Temas como suicídio, luto, depressão e solidão são introduzidos pela narrativa, mas nunca realmente explorados, sendo que opiniões sobre como Talk to Me tira partido do sofrimento humano como dispositivo de choque apenas e só por valor de entretenimento serão naturalmente partilhadas. Pessoalmente, não considero que tenha sido esta a intenção dos cineastas, mas a verdade é que as personagens não sofrem nenhuma evolução significante, terminando o filme praticamente da mesma maneira que começaram relativamente a estes assuntos – poucos diálogos em volta dos mesmos.

Felizmente, a conclusão de Talk to Me não deixará ninguém indiferente e o final escolhido para a protagonista é nada menos que brilhante. Oferece mesmo a sensação de ter sido pensado e redigido antes do resto da obra de tal forma que encaixa na perfeição com a premissa da mesma. É, sem dúvidas, uma história deprimente que deixará um impacto profundo numa boa porção da audiência e espero genuinamente que consiga oferecer aos irmãos cineastas mais oportunidades de criarem o que bem entenderem, pois da minha parte, ganharam um fã.

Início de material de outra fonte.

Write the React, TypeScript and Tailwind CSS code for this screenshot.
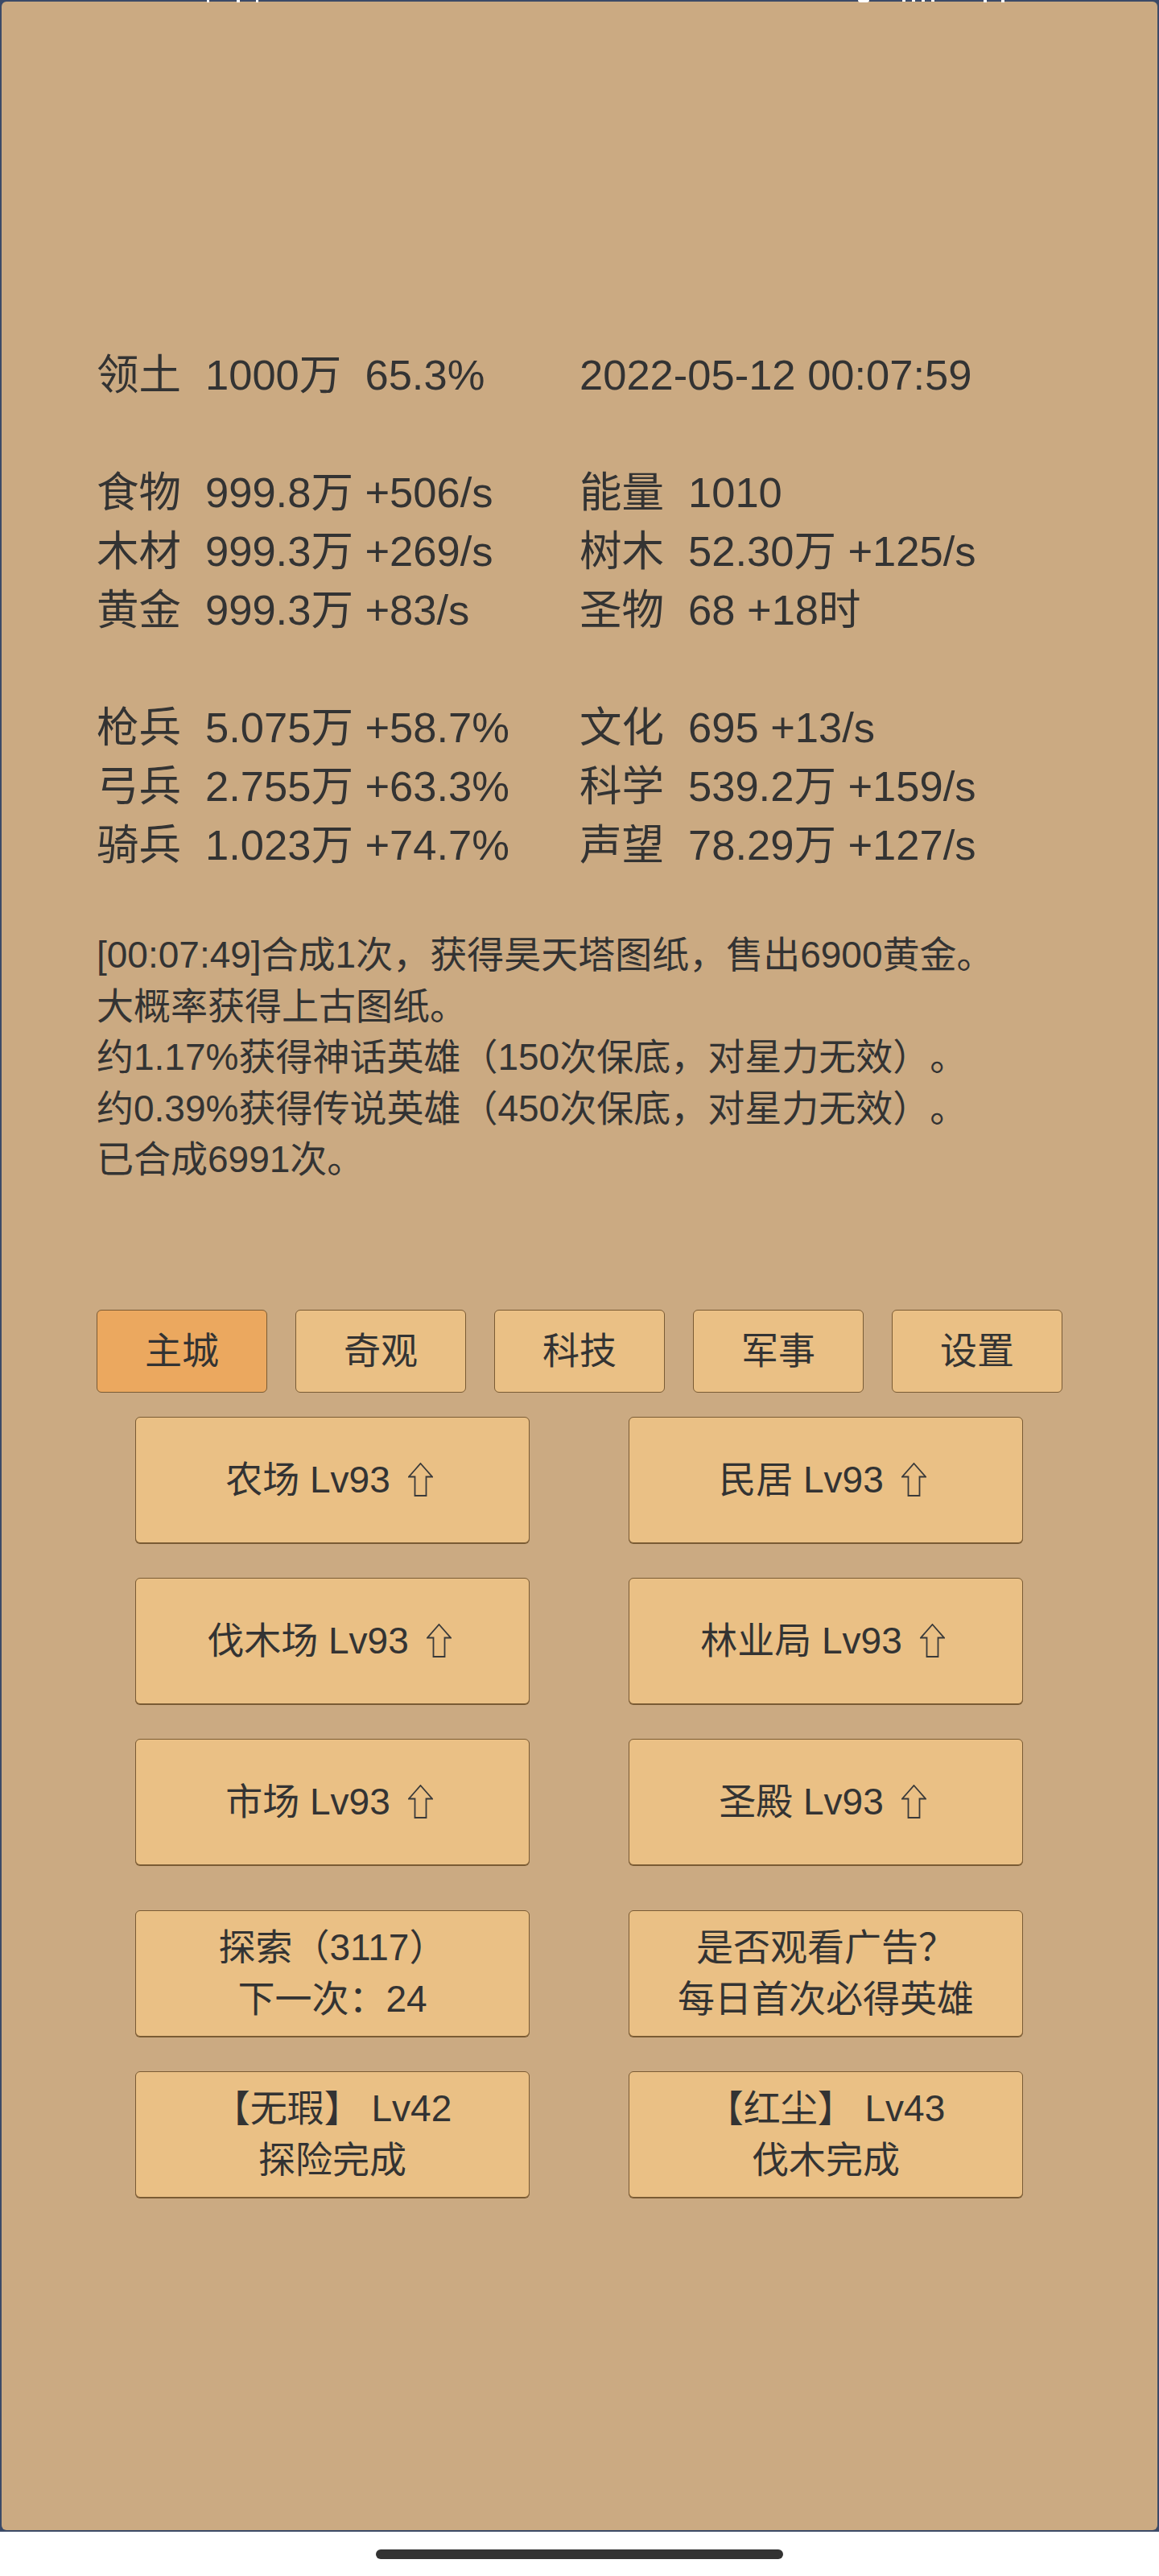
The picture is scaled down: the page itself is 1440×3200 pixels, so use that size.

Nota: uma prequela já se encontra completa e uma sequela está planeada. Venham elas!

VEREDITO

Talk to Me merece o hype tremendo que tem recebido de festivais e primeiras reações no resto do mundo. Sem dúvida alguma um dos filmes de horror mais assustadores dos últimos anos! Inúmeros efeitos práticos impressionantes, trabalho de maquilhagem soberbo, prestações hipnotizantes – Sophie Wilde destaca-se claramente – e uma execução irrepreensível de momentos de violência verdadeiramente chocantes, sangrentos e imprevisíveis.

Não possui o enredo mais criativo dentro do subgénero de “personagens possuídas por espíritos” e deixa alguns temas importantes por explorar, mas não deixa de ser uma das visualizações obrigatórias deste ano. Danny e Michael Philippou: lembrem-se destes nomes!